[What is needed] Look through the material below for "screenshot". Copy every line that contains it.
** Start Records to use **
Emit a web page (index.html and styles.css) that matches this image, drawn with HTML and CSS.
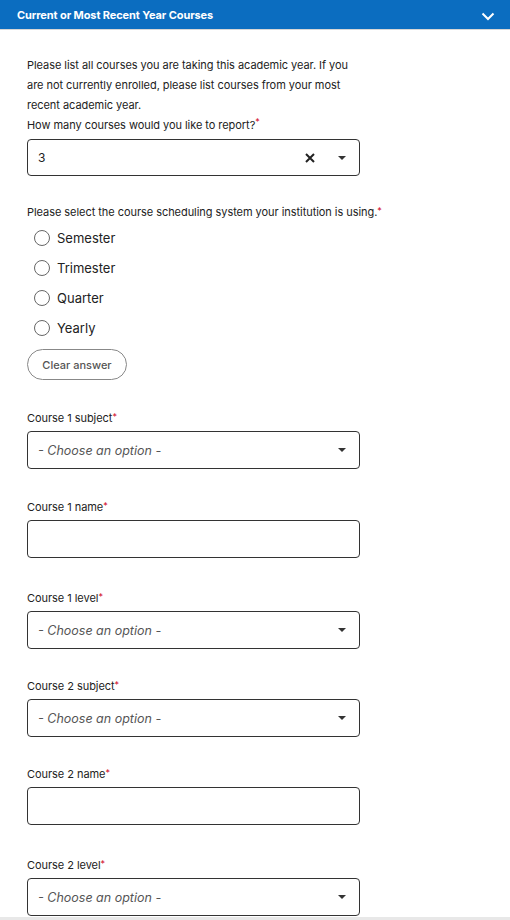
FILE: index.html
```html
<!DOCTYPE html>
<html>
<head>
<meta charset="utf-8">
<link rel="stylesheet" href="styles.css">
</head>
<body>
<div class="panel">
  <div class="header">
    <span class="title">Current or Most Recent Year Courses</span>
    <svg class="chev" width="14" height="10" viewBox="0 0 14 10"><path d="M1.5 2.5 L7 8 L12.5 2.5" fill="none" stroke="#fff" stroke-width="2"/></svg>
  </div>
  <div class="content">
    <p class="intro">Please list all courses you are taking this academic year. If you<br>are not currently enrolled, please list courses from your most<br>recent academic year.<br>How many courses would you like to report?<span class="req">*</span></p>
    <div class="box box-first">
      <span class="value">3</span>
      <svg class="clear" width="10" height="10" viewBox="0 0 10 10"><path d="M1 1 L9 9 M9 1 L1 9" stroke="#222" stroke-width="2"/></svg>
      <svg class="caret" width="8" height="4" viewBox="0 0 8 4"><path d="M0 0 H8 L4 4 Z" fill="#333"/></svg>
    </div>

    <div class="qlabel">Please select the course scheduling system your institution is using.<span class="req">*</span></div>
    <div class="radios">
      <div class="radio"><span class="circle"></span><span>Semester</span></div>
      <div class="radio"><span class="circle"></span><span>Trimester</span></div>
      <div class="radio"><span class="circle"></span><span>Quarter</span></div>
      <div class="radio"><span class="circle"></span><span>Yearly</span></div>
    </div>
    <button class="clearbtn">Clear answer</button>

    <div class="field field-first">
      <div class="label">Course 1 subject<span class="req">*</span></div>
      <div class="box"><span class="ph">- Choose an option -</span><svg class="caret" width="8" height="4" viewBox="0 0 8 4"><path d="M0 0 H8 L4 4 Z" fill="#333"/></svg></div>
    </div>
    <div class="field after-select">
      <div class="label">Course 1 name<span class="req">*</span></div>
      <div class="box"></div>
    </div>
    <div class="field after-input">
      <div class="label">Course 1 level<span class="req">*</span></div>
      <div class="box"><span class="ph">- Choose an option -</span><svg class="caret" width="8" height="4" viewBox="0 0 8 4"><path d="M0 0 H8 L4 4 Z" fill="#333"/></svg></div>
    </div>
    <div class="field">
      <div class="label">Course 2 subject<span class="req">*</span></div>
      <div class="box"><span class="ph">- Choose an option -</span><svg class="caret" width="8" height="4" viewBox="0 0 8 4"><path d="M0 0 H8 L4 4 Z" fill="#333"/></svg></div>
    </div>
    <div class="field">
      <div class="label">Course 2 name<span class="req">*</span></div>
      <div class="box"></div>
    </div>
    <div class="field after-input">
      <div class="label">Course 2 level<span class="req">*</span></div>
      <div class="box"><span class="ph">- Choose an option -</span><svg class="caret" width="8" height="4" viewBox="0 0 8 4"><path d="M0 0 H8 L4 4 Z" fill="#333"/></svg></div>
    </div>
  </div>
  <div class="bottomline"></div>
</div>
</body>
</html>
```
FILE: styles.css
```css
* { box-sizing: border-box; }
html, body { margin: 0; padding: 0; background: #fff; }
body { font-family: Inter, "Open Sans", sans-serif; color: #222; overflow: hidden; height: 920px; }

.header {
  height: 30px;
  background: #0b6dc0;
  border-bottom: 1px solid #d6d6d6;
  display: flex;
  align-items: center;
  justify-content: space-between;
  padding: 0 15px 0 17px;
}
.title { color: #fff; font-weight: 700; font-size: 11px; letter-spacing: -0.1px; }
.chev { display: block; margin-top: 2px; }

.content { padding: 25px 0 0 27px; height: 887px; }
.intro { margin: 0; font-size: 11px; line-height: 20px; letter-spacing: -0.05px; }
.req { color: #d0021b; font-size: 9px; vertical-align: top; line-height: 14px; }

.box {
  width: 333px;
  height: 38px;
  border: 1px solid #333;
  border-radius: 4px;
  display: flex;
  align-items: center;
  padding: 0 13px 0 10px;
}
.box-first { margin-top: 4px; height: 37px; }
.value { font-size: 12px; flex: 1; }
.clear { margin-right: 23px; }
.caret { margin-left: auto; display: block; }
.ph { font-size: 12.5px; font-style: italic; color: #555; flex: 1; }

.qlabel { font-size: 11px; line-height: 16px; margin-top: 28px; letter-spacing: -0.05px; }
.radios { display: flex; flex-direction: column; padding-left: 7px; margin-top: 3px; }
.radio { height: 30px; display: flex; align-items: center; gap: 7px; font-size: 13px; color: #222; }
.circle { width: 16px; height: 16px; border: 1.2px solid #666; border-radius: 50%; display: block; }

.clearbtn {
  margin-top: 6px;
  display: block;
  height: 31px;
  width: 100px;
  border: 1px solid #888;
  background: #fff;
  border-radius: 16px;
  font-family: inherit;
  font-size: 11px;
  font-weight: 500;
  color: #555;
  padding: 0;
}

.field { margin-top: 29px; }
.field.field-first { margin-top: 30px; }
.field.after-select { margin-top: 30px; }
.field.after-input { margin-top: 32px; }
.label { font-size: 11px; line-height: 16px; margin-bottom: 5px; letter-spacing: -0.05px; }

.bottomline { height: 3px; background: #e8e8e8; }
```
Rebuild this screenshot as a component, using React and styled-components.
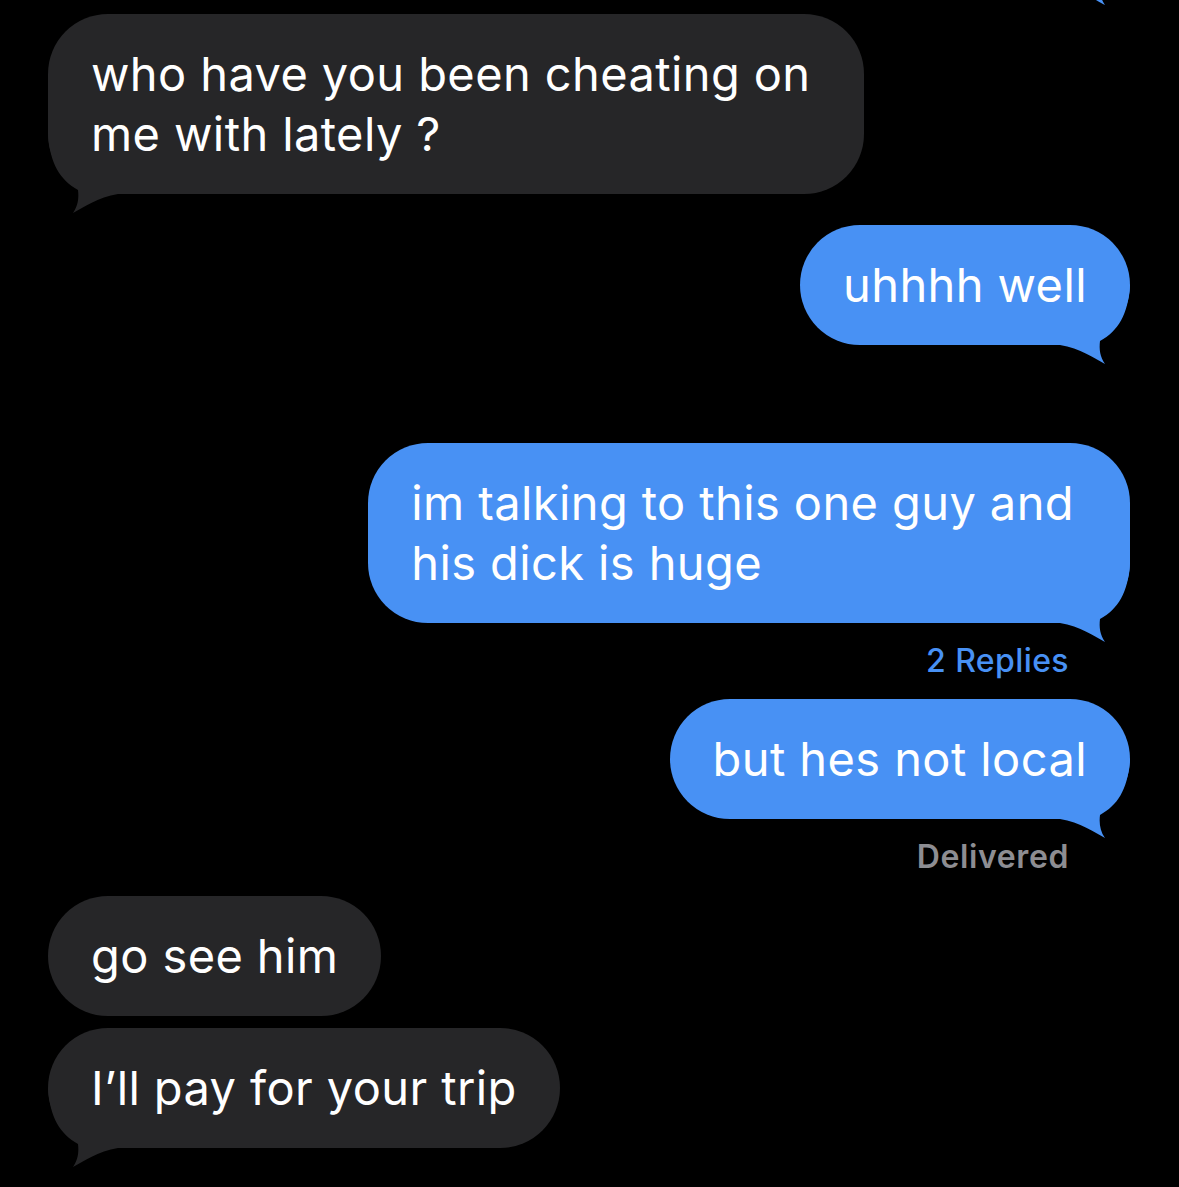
import React from 'react';
import styled, { createGlobalStyle } from 'styled-components';

const GlobalStyle = createGlobalStyle`
  html, body {
    margin: 0;
    padding: 0;
    background: #000;
  }
  body {
    width: 1179px;
    height: 1187px;
    overflow: hidden;
    font-family: Inter, "Noto Sans", "Liberation Sans", sans-serif;
  }
`;

const GRAY = '#262628';
const BLUE = '#4891f4';

const Thread = styled.div`
  display: flex;
  flex-direction: column;
  padding: 14px 49px 0 48px;
`;

const Row = styled.div`
  display: flex;
  justify-content: ${(p) => (p.$sent ? 'flex-end' : 'flex-start')};
  margin-top: ${(p) => p.$gap || 0}px;
`;

const Bubble = styled.div`
  position: relative;
  isolation: isolate;
  box-sizing: border-box;
  padding: 30px ${(p) => 43 + (p.$extra || 0)}px 30px 43px;
  min-height: 120px;
  border-radius: 60px;
  background: ${(p) => (p.$sent ? BLUE : GRAY)};
  color: #fff;
  font-size: 47px;
  line-height: 60px;
  letter-spacing: 0.4px;
  white-space: nowrap;
`;

const TailSvg = styled.svg`
  position: absolute;
  z-index: -1;
  bottom: -20px;
  ${(p) => (p.$sent ? 'right: 0;' : 'left: 0;')}
  width: 72px;
  height: 80px;
  transform: ${(p) => (p.$sent ? 'scaleX(-1)' : 'none')};
`;

const Meta = styled.div`
  display: flex;
  justify-content: flex-end;
  padding-right: 61px;
  font-size: 32px;
  line-height: 38px;
  letter-spacing: ${(p) => (p.$blue ? '0.4px' : '0.6px')};
  font-weight: ${(p) => (p.$blue ? 500 : 600)};
  color: ${(p) => (p.$blue ? BLUE : '#8d8d92')};
  margin-top: ${(p) => p.$gap || 0}px;
`;

const Ghost = styled(Bubble)`
  width: 260px;
`;

function Tail({ sent }) {
  return (
    <TailSvg $sent={sent} viewBox="0 -60 72 80">
      <path
        d="M0 -60 C2 -30 12 -14 30 -4 C31 4 30 12 25 19 C35 14 50 3 70 0 L70 -60 Z"
        fill={sent ? BLUE : GRAY}
      />
    </TailSvg>
  );
}

function Message({ sent, tail, gap, extra, children }) {
  return (
    <Row $sent={sent} $gap={gap}>
      <Bubble $sent={sent} $extra={extra}>
        {tail && <Tail sent={sent} />}
        {children}
      </Bubble>
    </Row>
  );
}

export default function App() {
  return (
    <>
      <GlobalStyle />
      <Thread>
        <Row $sent $gap={-148}>
          <Ghost $sent>
            <Tail sent />
            &nbsp;
          </Ghost>
        </Row>
        <Message tail gap={28} extra={10}>
          who have you been cheating on
          <br />
          me with lately ?
        </Message>
        <Message sent tail gap={31}>uhhhh well</Message>
        <Message sent tail gap={98} extra={13}>
          im talking to this one guy and
          <br />
          his dick is huge
        </Message>
        <Meta $blue $gap={19}>2 Replies</Meta>
        <Message sent tail gap={19}>but hes not local</Message>
        <Meta $gap={19}>Delivered</Meta>
        <Message gap={20}>go see him</Message>
        <Message tail gap={12}>I’ll pay for your trip</Message>
      </Thread>
    </>
  );
}
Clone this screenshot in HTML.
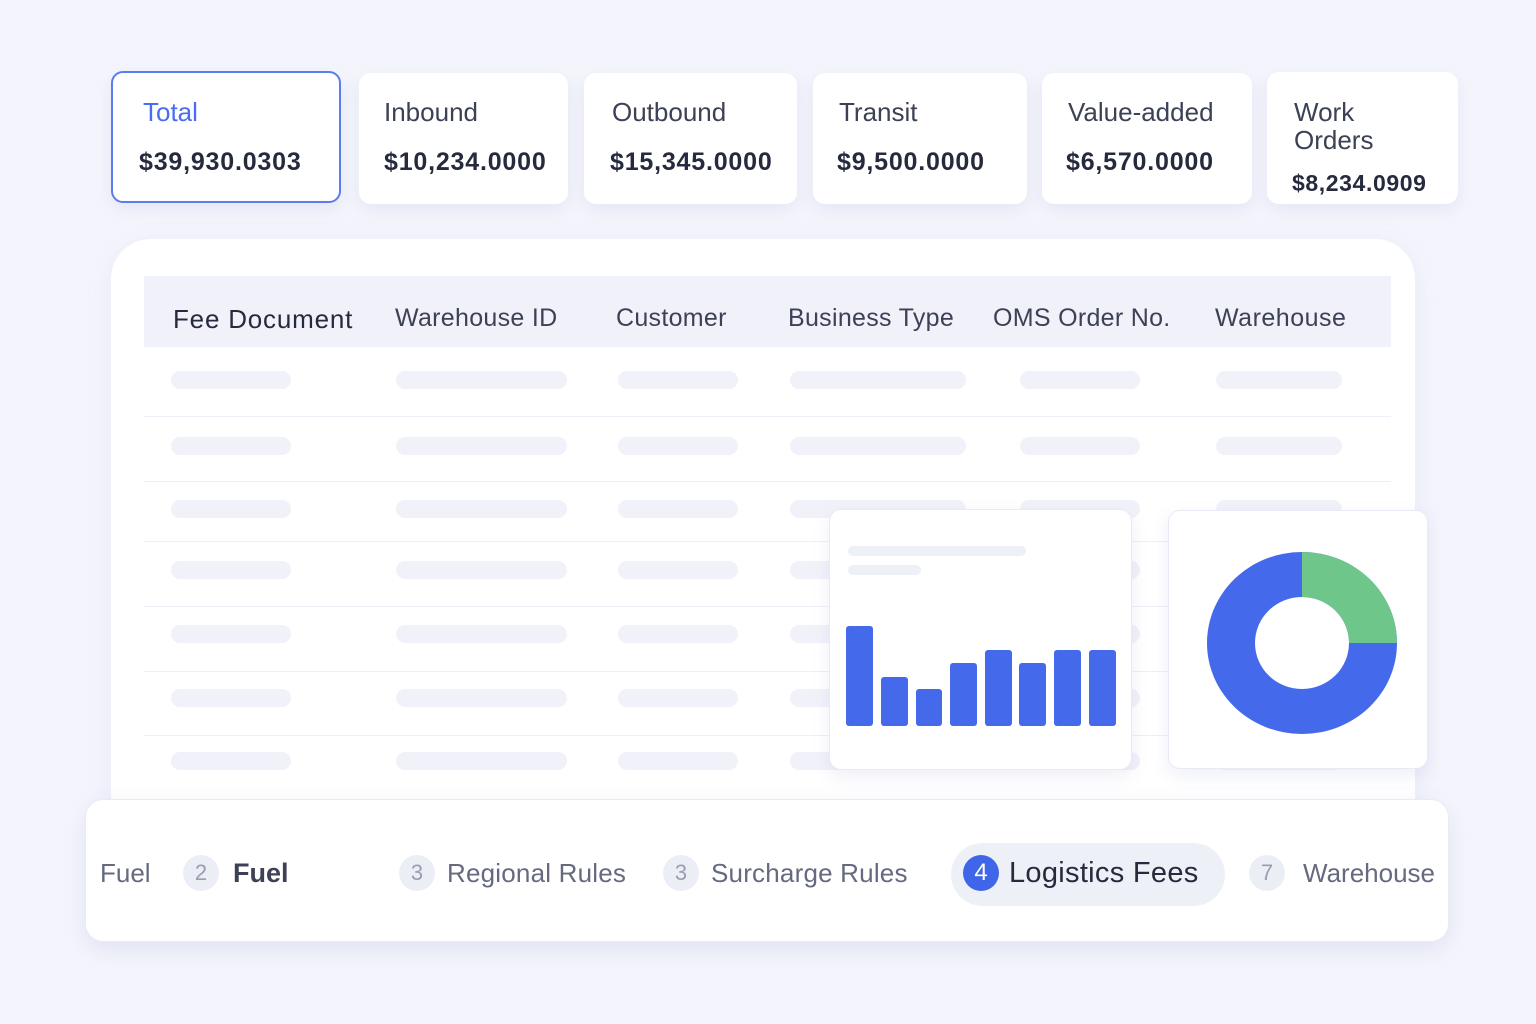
<!DOCTYPE html>
<html><head><meta charset="utf-8"><style>
body{margin:0;width:1536px;height:1024px;background:#f4f5fc;font-family:"Liberation Sans",sans-serif;position:relative;overflow:hidden;color:#2b2f45}
.a{position:absolute}
div{white-space:nowrap}
.card{position:absolute;background:#fff;border-radius:12px;box-shadow:0 6px 18px rgba(90,100,180,.10);box-sizing:border-box}
.lab{position:absolute;font-size:26px;color:#3d4156;line-height:28px}
.val{position:absolute;font-size:25px;font-weight:bold;color:#262a3d;letter-spacing:.8px}
.sk{position:absolute;height:18px;background:#f1f2f9;border-radius:9px}
.hl{position:absolute;left:144px;width:1247px;height:1px;background:#eef0f7}
.th{position:absolute;top:304px;font-size:25px;color:#3d4156}
.tab{position:absolute;font-size:26px;color:#666a80;top:858px}
.num{position:absolute;width:36px;height:36px;border-radius:50%;background:#eceef6;color:#9a9db0;font-size:22px;text-align:center;line-height:36px;top:855px}
</style></head><body>
<div class="card" style="left:111px;top:71px;width:230px;height:132px;border:2px solid #5b7df0"></div>
<div class="lab" style="left:143px;top:98px;color:#4a6cf0">Total</div>
<div class="val" style="left:139px;top:148px">$39,930.0303</div>
<div class="card" style="left:359px;top:73px;width:209px;height:131px"></div>
<div class="lab" style="left:384px;top:98px">Inbound</div>
<div class="val" style="left:384px;top:148px">$10,234.0000</div>
<div class="card" style="left:584px;top:73px;width:213px;height:131px"></div>
<div class="lab" style="left:612px;top:98px">Outbound</div>
<div class="val" style="left:610px;top:148px">$15,345.0000</div>
<div class="card" style="left:813px;top:73px;width:214px;height:131px"></div>
<div class="lab" style="left:839px;top:98px">Transit</div>
<div class="val" style="left:837px;top:148px">$9,500.0000</div>
<div class="card" style="left:1042px;top:73px;width:210px;height:131px"></div>
<div class="lab" style="left:1068px;top:98px">Value-added</div>
<div class="val" style="left:1066px;top:148px">$6,570.0000</div>
<div class="card" style="left:1267px;top:72px;width:191px;height:132px"></div>
<div class="lab" style="left:1294px;top:98px;white-space:normal">Work<br>Orders</div>
<div class="val" style="left:1292px;top:170px;font-size:23px;letter-spacing:.6px">$8,234.0909</div>

<div class="card" style="left:111px;top:239px;width:1304px;height:600px;border-radius:40px;box-shadow:0 6px 30px rgba(90,100,180,.08)"></div>
<div class="a" style="left:144px;top:276px;width:1247px;height:71px;background:#f0f1f9"></div>
<div class="th" style="left:173px;color:#262a3d;font-size:26px;letter-spacing:.8px">Fee Document</div>
<div class="th" style="left:395px;letter-spacing:.3px">Warehouse ID</div>
<div class="th" style="left:616px;letter-spacing:.3px">Customer</div>
<div class="th" style="left:788px;letter-spacing:.3px">Business Type</div>
<div class="th" style="left:993px;letter-spacing:.3px">OMS Order No.</div>
<div class="th" style="left:1215px;letter-spacing:.5px">Warehouse</div>
<div class="hl" style="top:416px"></div><div class="hl" style="top:481px"></div><div class="hl" style="top:541px"></div><div class="hl" style="top:606px"></div><div class="hl" style="top:671px"></div><div class="hl" style="top:735px"></div>
<div id="sk"></div>
<script>
var ys=[371,437,500,561,625,689,752],h='';
ys.forEach(function(y){[[171,120],[396,171],[618,120],[790,176],[1020,120],[1216,126]].forEach(function(c){h+='<div class="sk" style="left:'+c[0]+'px;top:'+y+'px;width:'+c[1]+'px"></div>';});});
document.getElementById('sk').innerHTML=h;
</script>

<div class="card" style="left:829px;top:509px;width:303px;height:261px;border:1px solid #e8eaf6;z-index:2">
<div class="sk" style="left:18px;top:36px;width:178px;height:10px;background:#eef0f7"></div>
<div class="sk" style="left:18px;top:55px;width:73px;height:10px;background:#eef0f7"></div>
<svg class="a" style="left:0;top:0" width="303" height="261">
<g fill="#4469eb">
<rect x="16" y="116" width="27" height="100" rx="3"/><rect x="51" y="167" width="27" height="49" rx="3"/><rect x="86" y="179" width="26" height="37" rx="3"/><rect x="120" y="153" width="27" height="63" rx="3"/><rect x="155" y="140" width="27" height="76" rx="3"/><rect x="189" y="153" width="27" height="63" rx="3"/><rect x="224" y="140" width="27" height="76" rx="3"/><rect x="259" y="140" width="27" height="76" rx="3"/>
</g></svg></div>
<div class="card" style="left:1168px;top:510px;width:260px;height:259px;border:1px solid #e8eaf6;z-index:2">
<svg class="a" style="left:0;top:0" width="260" height="259">
<path fill-rule="evenodd" fill="#4469eb" d="M38 132 A95 91 0 1 0 228 132 A95 91 0 1 0 38 132 Z M86 132 A47 46 0 1 0 180 132 A47 46 0 1 0 86 132 Z"/>
<path d="M133 41 A95 91 0 0 1 228 132 L180 132 A47 46 0 0 0 133 86 Z" fill="#6fc68a"/>
</svg></div>

<div class="card" style="left:85px;top:799px;width:1364px;height:143px;border-radius:18px;border:1px solid #e8eaf6;z-index:3;box-shadow:0 8px 24px rgba(90,100,180,.12)">
</div>
<div style="position:absolute;left:0;top:0;z-index:4">
<div class="tab" style="left:100px">Fuel</div>
<div class="num" style="left:183px">2</div><div class="tab" style="left:233px;color:#3d4156;font-weight:bold;font-size:27px">Fuel</div>
<div class="num" style="left:399px">3</div><div class="tab" style="left:447px;letter-spacing:.2px">Regional Rules</div>
<div class="num" style="left:663px">3</div><div class="tab" style="left:711px;letter-spacing:.2px">Surcharge Rules</div>
<div class="a" style="left:951px;top:843px;width:274px;height:63px;border-radius:32px;background:#eef0f7"></div>
<div class="num" style="left:963px;background:#3f65e8;color:#fff;font-size:24px">4</div><div class="tab" style="left:1009px;color:#262a3d;font-size:29px;top:857px;letter-spacing:.3px">Logistics Fees</div>
<div class="num" style="left:1249px">7</div><div class="tab" style="left:1303px">Warehouse</div>
</div>
</body></html>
** End Records to use **
[Correct response]
Rebuild this screenshot as a component, using React and styled-components.
Clone this screenshot in HTML.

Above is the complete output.